• Problem details:
Copy the data precisely, character for character, and leave out every picture.

++++++++++

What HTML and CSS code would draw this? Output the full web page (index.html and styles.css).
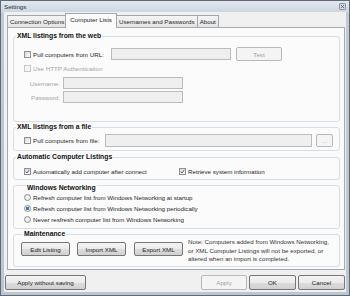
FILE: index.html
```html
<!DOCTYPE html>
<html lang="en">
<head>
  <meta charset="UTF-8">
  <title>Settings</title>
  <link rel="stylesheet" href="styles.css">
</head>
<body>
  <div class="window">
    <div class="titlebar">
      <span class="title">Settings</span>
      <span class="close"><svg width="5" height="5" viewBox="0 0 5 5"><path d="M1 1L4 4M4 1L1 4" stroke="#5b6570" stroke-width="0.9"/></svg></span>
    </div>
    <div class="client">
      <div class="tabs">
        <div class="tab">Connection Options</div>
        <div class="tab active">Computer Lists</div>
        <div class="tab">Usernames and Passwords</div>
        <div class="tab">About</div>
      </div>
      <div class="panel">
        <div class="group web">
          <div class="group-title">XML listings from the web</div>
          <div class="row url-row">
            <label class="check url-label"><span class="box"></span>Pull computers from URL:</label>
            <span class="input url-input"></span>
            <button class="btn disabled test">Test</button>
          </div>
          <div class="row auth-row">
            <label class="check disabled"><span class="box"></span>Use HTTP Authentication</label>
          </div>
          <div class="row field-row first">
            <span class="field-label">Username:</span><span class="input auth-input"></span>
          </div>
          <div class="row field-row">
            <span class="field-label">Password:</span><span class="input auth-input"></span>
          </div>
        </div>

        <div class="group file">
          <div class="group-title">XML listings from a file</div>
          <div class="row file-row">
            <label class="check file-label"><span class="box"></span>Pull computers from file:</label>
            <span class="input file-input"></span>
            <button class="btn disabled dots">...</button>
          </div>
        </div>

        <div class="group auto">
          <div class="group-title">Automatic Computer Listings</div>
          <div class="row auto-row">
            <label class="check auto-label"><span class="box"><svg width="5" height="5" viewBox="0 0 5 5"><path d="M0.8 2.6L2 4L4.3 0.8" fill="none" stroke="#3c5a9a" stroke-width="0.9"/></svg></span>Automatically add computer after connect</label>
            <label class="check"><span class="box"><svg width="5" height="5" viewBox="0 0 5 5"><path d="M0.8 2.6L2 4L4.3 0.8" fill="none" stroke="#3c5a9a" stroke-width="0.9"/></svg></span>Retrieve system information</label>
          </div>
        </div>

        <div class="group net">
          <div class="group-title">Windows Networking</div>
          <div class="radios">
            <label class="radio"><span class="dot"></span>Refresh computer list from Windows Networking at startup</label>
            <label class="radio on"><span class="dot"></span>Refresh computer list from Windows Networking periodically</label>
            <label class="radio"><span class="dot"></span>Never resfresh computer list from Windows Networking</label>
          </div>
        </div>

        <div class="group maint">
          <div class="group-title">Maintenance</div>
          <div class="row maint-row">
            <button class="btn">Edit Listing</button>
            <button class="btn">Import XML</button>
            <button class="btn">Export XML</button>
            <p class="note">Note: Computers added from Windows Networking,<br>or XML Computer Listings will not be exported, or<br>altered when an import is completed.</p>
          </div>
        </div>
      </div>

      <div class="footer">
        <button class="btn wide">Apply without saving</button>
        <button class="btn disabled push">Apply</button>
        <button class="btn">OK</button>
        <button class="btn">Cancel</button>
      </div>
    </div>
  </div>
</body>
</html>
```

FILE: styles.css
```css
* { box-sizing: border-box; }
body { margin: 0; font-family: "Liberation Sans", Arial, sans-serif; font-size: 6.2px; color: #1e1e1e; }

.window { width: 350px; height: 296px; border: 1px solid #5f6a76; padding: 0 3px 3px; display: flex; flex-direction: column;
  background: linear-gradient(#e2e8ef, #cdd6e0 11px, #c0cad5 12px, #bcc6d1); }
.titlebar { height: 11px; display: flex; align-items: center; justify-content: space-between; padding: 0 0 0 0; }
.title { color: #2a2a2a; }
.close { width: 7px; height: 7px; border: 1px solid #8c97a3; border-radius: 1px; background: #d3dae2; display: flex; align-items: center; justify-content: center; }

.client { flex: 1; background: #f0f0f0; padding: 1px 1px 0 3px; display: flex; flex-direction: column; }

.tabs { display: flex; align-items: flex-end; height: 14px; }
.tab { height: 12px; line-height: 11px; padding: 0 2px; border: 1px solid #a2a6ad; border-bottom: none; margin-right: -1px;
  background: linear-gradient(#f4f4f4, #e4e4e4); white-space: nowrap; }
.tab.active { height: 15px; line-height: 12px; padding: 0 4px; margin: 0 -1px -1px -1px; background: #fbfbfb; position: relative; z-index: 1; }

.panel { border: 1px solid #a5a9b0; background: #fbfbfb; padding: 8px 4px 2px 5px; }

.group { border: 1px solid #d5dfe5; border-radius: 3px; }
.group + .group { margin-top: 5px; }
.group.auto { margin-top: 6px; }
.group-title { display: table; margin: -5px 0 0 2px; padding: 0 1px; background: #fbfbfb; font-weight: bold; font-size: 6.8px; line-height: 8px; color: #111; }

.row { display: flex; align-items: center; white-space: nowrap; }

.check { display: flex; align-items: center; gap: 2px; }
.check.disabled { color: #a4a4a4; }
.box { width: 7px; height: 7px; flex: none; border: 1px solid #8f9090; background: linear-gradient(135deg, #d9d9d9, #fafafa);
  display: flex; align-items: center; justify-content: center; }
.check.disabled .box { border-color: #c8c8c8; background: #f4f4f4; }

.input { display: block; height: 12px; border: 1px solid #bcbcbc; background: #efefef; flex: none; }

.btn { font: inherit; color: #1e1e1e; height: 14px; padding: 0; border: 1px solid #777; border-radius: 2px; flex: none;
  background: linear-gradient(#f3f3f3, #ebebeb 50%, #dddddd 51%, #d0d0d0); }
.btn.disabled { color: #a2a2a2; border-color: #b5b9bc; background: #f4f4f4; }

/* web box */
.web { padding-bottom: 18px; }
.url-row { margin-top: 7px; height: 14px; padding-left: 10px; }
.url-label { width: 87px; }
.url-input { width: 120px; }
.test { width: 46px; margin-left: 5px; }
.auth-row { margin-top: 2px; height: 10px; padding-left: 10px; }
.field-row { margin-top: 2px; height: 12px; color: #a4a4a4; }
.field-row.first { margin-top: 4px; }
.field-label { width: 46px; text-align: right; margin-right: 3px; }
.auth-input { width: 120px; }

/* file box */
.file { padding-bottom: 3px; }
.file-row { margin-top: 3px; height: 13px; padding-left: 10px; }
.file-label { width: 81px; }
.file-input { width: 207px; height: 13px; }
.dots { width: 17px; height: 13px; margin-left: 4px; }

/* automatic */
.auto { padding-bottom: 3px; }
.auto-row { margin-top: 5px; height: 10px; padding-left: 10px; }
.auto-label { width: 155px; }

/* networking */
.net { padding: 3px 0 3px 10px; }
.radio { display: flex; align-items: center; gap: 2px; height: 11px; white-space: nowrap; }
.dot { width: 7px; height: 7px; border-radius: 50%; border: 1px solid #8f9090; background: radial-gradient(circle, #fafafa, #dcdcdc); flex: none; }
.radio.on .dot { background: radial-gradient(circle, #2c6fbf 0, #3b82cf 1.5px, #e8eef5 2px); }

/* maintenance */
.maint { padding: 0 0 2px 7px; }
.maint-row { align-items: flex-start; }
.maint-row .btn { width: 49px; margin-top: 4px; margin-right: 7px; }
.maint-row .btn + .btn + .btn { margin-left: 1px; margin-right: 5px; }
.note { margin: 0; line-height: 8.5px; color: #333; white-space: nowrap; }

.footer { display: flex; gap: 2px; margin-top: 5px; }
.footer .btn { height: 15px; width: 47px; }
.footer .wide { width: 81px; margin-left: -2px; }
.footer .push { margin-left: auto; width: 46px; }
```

++++++++++

• Answer to this exercise:
What HTML and CSS code would draw this? Output the full web page (index.html and styles.css).
FILE: index.html
```html
<!DOCTYPE html>
<html lang="en">
<head>
  <meta charset="UTF-8">
  <title>Settings</title>
  <link rel="stylesheet" href="styles.css">
</head>
<body>
  <div class="window">
    <div class="titlebar">
      <span class="title">Settings</span>
      <span class="close"><svg width="5" height="5" viewBox="0 0 5 5"><path d="M1 1L4 4M4 1L1 4" stroke="#5b6570" stroke-width="0.9"/></svg></span>
    </div>
    <div class="client">
      <div class="tabs">
        <div class="tab">Connection Options</div>
        <div class="tab active">Computer Lists</div>
        <div class="tab">Usernames and Passwords</div>
        <div class="tab">About</div>
      </div>
      <div class="panel">
        <div class="group web">
          <div class="group-title">XML listings from the web</div>
          <div class="row url-row">
            <label class="check url-label"><span class="box"></span>Pull computers from URL:</label>
            <span class="input url-input"></span>
            <button class="btn disabled test">Test</button>
          </div>
          <div class="row auth-row">
            <label class="check disabled"><span class="box"></span>Use HTTP Authentication</label>
          </div>
          <div class="row field-row first">
            <span class="field-label">Username:</span><span class="input auth-input"></span>
          </div>
          <div class="row field-row">
            <span class="field-label">Password:</span><span class="input auth-input"></span>
          </div>
        </div>

        <div class="group file">
          <div class="group-title">XML listings from a file</div>
          <div class="row file-row">
            <label class="check file-label"><span class="box"></span>Pull computers from file:</label>
            <span class="input file-input"></span>
            <button class="btn disabled dots">...</button>
          </div>
        </div>

        <div class="group auto">
          <div class="group-title">Automatic Computer Listings</div>
          <div class="row auto-row">
            <label class="check auto-label"><span class="box"><svg width="5" height="5" viewBox="0 0 5 5"><path d="M0.8 2.6L2 4L4.3 0.8" fill="none" stroke="#3c5a9a" stroke-width="0.9"/></svg></span>Automatically add computer after connect</label>
            <label class="check"><span class="box"><svg width="5" height="5" viewBox="0 0 5 5"><path d="M0.8 2.6L2 4L4.3 0.8" fill="none" stroke="#3c5a9a" stroke-width="0.9"/></svg></span>Retrieve system information</label>
          </div>
        </div>

        <div class="group net">
          <div class="group-title">Windows Networking</div>
          <div class="radios">
            <label class="radio"><span class="dot"></span>Refresh computer list from Windows Networking at startup</label>
            <label class="radio on"><span class="dot"></span>Refresh computer list from Windows Networking periodically</label>
            <label class="radio"><span class="dot"></span>Never resfresh computer list from Windows Networking</label>
          </div>
        </div>

        <div class="group maint">
          <div class="group-title">Maintenance</div>
          <div class="row maint-row">
            <button class="btn">Edit Listing</button>
            <button class="btn">Import XML</button>
            <button class="btn">Export XML</button>
            <p class="note">Note: Computers added from Windows Networking,<br>or XML Computer Listings will not be exported, or<br>altered when an import is completed.</p>
          </div>
        </div>
      </div>

      <div class="footer">
        <button class="btn wide">Apply without saving</button>
        <button class="btn disabled push">Apply</button>
        <button class="btn">OK</button>
        <button class="btn">Cancel</button>
      </div>
    </div>
  </div>
</body>
</html>
```

FILE: styles.css
```css
* { box-sizing: border-box; }
body { margin: 0; font-family: "Liberation Sans", Arial, sans-serif; font-size: 6.2px; color: #1e1e1e; }

.window { width: 350px; height: 296px; border: 1px solid #5f6a76; padding: 0 3px 3px; display: flex; flex-direction: column;
  background: linear-gradient(#e2e8ef, #cdd6e0 11px, #c0cad5 12px, #bcc6d1); }
.titlebar { height: 11px; display: flex; align-items: center; justify-content: space-between; padding: 0 0 0 0; }
.title { color: #2a2a2a; }
.close { width: 7px; height: 7px; border: 1px solid #8c97a3; border-radius: 1px; background: #d3dae2; display: flex; align-items: center; justify-content: center; }

.client { flex: 1; background: #f0f0f0; padding: 1px 1px 0 3px; display: flex; flex-direction: column; }

.tabs { display: flex; align-items: flex-end; height: 14px; }
.tab { height: 12px; line-height: 11px; padding: 0 2px; border: 1px solid #a2a6ad; border-bottom: none; margin-right: -1px;
  background: linear-gradient(#f4f4f4, #e4e4e4); white-space: nowrap; }
.tab.active { height: 15px; line-height: 12px; padding: 0 4px; margin: 0 -1px -1px -1px; background: #fbfbfb; position: relative; z-index: 1; }

.panel { border: 1px solid #a5a9b0; background: #fbfbfb; padding: 8px 4px 2px 5px; }

.group { border: 1px solid #d5dfe5; border-radius: 3px; }
.group + .group { margin-top: 5px; }
.group.auto { margin-top: 6px; }
.group-title { display: table; margin: -5px 0 0 2px; padding: 0 1px; background: #fbfbfb; font-weight: bold; font-size: 6.8px; line-height: 8px; color: #111; }

.row { display: flex; align-items: center; white-space: nowrap; }

.check { display: flex; align-items: center; gap: 2px; }
.check.disabled { color: #a4a4a4; }
.box { width: 7px; height: 7px; flex: none; border: 1px solid #8f9090; background: linear-gradient(135deg, #d9d9d9, #fafafa);
  display: flex; align-items: center; justify-content: center; }
.check.disabled .box { border-color: #c8c8c8; background: #f4f4f4; }

.input { display: block; height: 12px; border: 1px solid #bcbcbc; background: #efefef; flex: none; }

.btn { font: inherit; color: #1e1e1e; height: 14px; padding: 0; border: 1px solid #777; border-radius: 2px; flex: none;
  background: linear-gradient(#f3f3f3, #ebebeb 50%, #dddddd 51%, #d0d0d0); }
.btn.disabled { color: #a2a2a2; border-color: #b5b9bc; background: #f4f4f4; }

/* web box */
.web { padding-bottom: 18px; }
.url-row { margin-top: 7px; height: 14px; padding-left: 10px; }
.url-label { width: 87px; }
.url-input { width: 120px; }
.test { width: 46px; margin-left: 5px; }
.auth-row { margin-top: 2px; height: 10px; padding-left: 10px; }
.field-row { margin-top: 2px; height: 12px; color: #a4a4a4; }
.field-row.first { margin-top: 4px; }
.field-label { width: 46px; text-align: right; margin-right: 3px; }
.auth-input { width: 120px; }

/* file box */
.file { padding-bottom: 3px; }
.file-row { margin-top: 3px; height: 13px; padding-left: 10px; }
.file-label { width: 81px; }
.file-input { width: 207px; height: 13px; }
.dots { width: 17px; height: 13px; margin-left: 4px; }

/* automatic */
.auto { padding-bottom: 3px; }
.auto-row { margin-top: 5px; height: 10px; padding-left: 10px; }
.auto-label { width: 155px; }

/* networking */
.net { padding: 3px 0 3px 10px; }
.radio { display: flex; align-items: center; gap: 2px; height: 11px; white-space: nowrap; }
.dot { width: 7px; height: 7px; border-radius: 50%; border: 1px solid #8f9090; background: radial-gradient(circle, #fafafa, #dcdcdc); flex: none; }
.radio.on .dot { background: radial-gradient(circle, #2c6fbf 0, #3b82cf 1.5px, #e8eef5 2px); }

/* maintenance */
.maint { padding: 0 0 2px 7px; }
.maint-row { align-items: flex-start; }
.maint-row .btn { width: 49px; margin-top: 4px; margin-right: 7px; }
.maint-row .btn + .btn + .btn { margin-left: 1px; margin-right: 5px; }
.note { margin: 0; line-height: 8.5px; color: #333; white-space: nowrap; }

.footer { display: flex; gap: 2px; margin-top: 5px; }
.footer .btn { height: 15px; width: 47px; }
.footer .wide { width: 81px; margin-left: -2px; }
.footer .push { margin-left: auto; width: 46px; }
```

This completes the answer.